The US dollar came close to breaking the 100-mark and a four-year high against the Japanese yen after minutes from the most recent Federal Reserve policy meeting reinforced bullish views backing the US central bank to reduce the size of its monthly quantitative easing programme soon. Sterling has continued to enjoy an easier run in currency markets, boosted by earlier UK manufacturing data, although the British pound could face another examination following comments from one Bank of England member ahead of minutes covering the BoE’s April 17 meeting. The euro exchanged hands close to one-month highs against the US dollar but will likely face a difficult end to the week, with traders anticipating eurozone data and meeting between euro area ministers.

Sterling

The pound may continue to hold its position, supported by surprisingly positive UK manufacturing data, which added to expectations the British economy will narrowly avoid another quarterly contraction, and an unprecedented triple-dip recession.

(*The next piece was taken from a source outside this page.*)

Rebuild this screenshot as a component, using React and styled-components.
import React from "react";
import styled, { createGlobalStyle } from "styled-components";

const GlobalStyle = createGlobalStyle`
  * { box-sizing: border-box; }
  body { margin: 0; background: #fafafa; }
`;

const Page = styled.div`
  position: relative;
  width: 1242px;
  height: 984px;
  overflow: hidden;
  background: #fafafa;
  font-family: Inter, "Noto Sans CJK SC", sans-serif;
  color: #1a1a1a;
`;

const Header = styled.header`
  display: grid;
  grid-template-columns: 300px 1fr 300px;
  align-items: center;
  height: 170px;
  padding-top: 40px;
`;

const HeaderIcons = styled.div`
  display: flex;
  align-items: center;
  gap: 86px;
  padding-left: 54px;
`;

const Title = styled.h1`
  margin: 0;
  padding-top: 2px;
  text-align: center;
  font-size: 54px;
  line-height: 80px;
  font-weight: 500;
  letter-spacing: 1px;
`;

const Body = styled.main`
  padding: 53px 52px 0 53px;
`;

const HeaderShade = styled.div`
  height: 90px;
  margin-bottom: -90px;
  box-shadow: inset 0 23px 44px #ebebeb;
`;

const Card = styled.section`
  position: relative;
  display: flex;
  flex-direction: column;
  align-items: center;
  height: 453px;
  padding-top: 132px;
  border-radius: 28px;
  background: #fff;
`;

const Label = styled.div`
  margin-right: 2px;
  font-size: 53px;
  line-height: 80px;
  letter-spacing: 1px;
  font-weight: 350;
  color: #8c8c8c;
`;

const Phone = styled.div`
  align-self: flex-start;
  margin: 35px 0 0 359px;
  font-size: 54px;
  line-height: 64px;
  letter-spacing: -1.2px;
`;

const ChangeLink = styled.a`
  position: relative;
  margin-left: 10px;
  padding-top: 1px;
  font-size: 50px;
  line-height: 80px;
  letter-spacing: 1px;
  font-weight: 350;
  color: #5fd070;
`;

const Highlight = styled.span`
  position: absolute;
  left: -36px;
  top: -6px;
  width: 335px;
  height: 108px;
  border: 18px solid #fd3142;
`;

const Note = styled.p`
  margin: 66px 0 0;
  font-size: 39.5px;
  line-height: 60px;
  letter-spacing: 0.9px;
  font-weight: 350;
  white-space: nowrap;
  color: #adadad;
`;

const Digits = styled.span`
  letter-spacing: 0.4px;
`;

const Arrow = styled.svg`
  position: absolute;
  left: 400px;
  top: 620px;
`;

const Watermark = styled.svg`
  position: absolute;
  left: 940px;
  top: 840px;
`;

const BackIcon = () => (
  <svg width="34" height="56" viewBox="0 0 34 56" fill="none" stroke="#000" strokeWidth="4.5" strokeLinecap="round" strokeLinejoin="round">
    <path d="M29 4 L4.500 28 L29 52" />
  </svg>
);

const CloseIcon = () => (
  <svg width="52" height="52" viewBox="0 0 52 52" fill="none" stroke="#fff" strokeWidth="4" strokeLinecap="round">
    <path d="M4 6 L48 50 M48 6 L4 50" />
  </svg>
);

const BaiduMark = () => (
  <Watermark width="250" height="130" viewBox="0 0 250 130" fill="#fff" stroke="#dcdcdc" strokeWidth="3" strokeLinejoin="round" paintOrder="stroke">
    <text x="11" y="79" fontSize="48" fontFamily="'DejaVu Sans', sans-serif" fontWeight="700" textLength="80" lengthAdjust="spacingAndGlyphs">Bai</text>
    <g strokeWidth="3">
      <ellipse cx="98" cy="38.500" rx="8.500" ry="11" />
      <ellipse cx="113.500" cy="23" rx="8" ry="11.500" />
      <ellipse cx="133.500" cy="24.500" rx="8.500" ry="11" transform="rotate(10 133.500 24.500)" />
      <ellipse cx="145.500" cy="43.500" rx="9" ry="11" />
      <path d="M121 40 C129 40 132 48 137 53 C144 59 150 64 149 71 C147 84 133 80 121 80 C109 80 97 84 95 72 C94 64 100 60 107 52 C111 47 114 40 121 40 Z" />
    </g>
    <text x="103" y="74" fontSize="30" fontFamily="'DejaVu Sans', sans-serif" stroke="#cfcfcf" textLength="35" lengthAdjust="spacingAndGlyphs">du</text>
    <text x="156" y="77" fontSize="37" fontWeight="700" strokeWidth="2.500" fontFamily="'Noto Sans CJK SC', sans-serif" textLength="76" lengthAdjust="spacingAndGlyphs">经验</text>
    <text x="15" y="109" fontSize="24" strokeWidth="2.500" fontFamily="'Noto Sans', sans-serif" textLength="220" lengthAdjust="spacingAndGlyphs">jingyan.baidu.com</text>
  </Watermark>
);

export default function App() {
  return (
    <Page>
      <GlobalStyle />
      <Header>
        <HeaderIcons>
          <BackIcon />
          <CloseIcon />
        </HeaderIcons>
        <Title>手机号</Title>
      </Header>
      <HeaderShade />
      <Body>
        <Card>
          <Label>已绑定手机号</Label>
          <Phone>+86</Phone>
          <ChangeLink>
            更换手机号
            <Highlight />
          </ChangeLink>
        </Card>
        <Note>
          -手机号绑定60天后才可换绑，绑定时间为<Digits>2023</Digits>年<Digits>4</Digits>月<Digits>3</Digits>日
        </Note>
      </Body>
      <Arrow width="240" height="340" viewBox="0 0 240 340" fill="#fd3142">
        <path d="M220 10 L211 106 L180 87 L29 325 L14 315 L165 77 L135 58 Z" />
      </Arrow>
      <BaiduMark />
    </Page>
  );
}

A quiet UK economic calendar subsequent to the manufacturing figures has also eased focus on sterling to an extent, allowing cable to stay close to the highs it reached following weaker-than-forecast US employment data.

US dollar

An unexpectedly early issue of minutes from the Federal Reserve’s recent monetary policy meeting caught markets by surprise, sending the US dollar higher after the notes strengthened expectations the Federal Reserve will soon reduce the size of its bond-buying programme. The US dollar predictably rallied against the yen, and is now within striking distance of four-year highs although the greenback later failed to break through some key chart levels and could find itself pinned back slightly by profit-taking.

Euro

The euro rose to fresh three-year highs versus the yen as investors continue to react to the Bank of Japan’s enormous move on monetary policy. The euro was unable to climb above a one-month high against its US counterpart, restricted by speculation the US Federal Reserve will soon start to reduce monetary stimulus while the European Central Bank is under pressure to ease its policy further amid recession in the eurozone.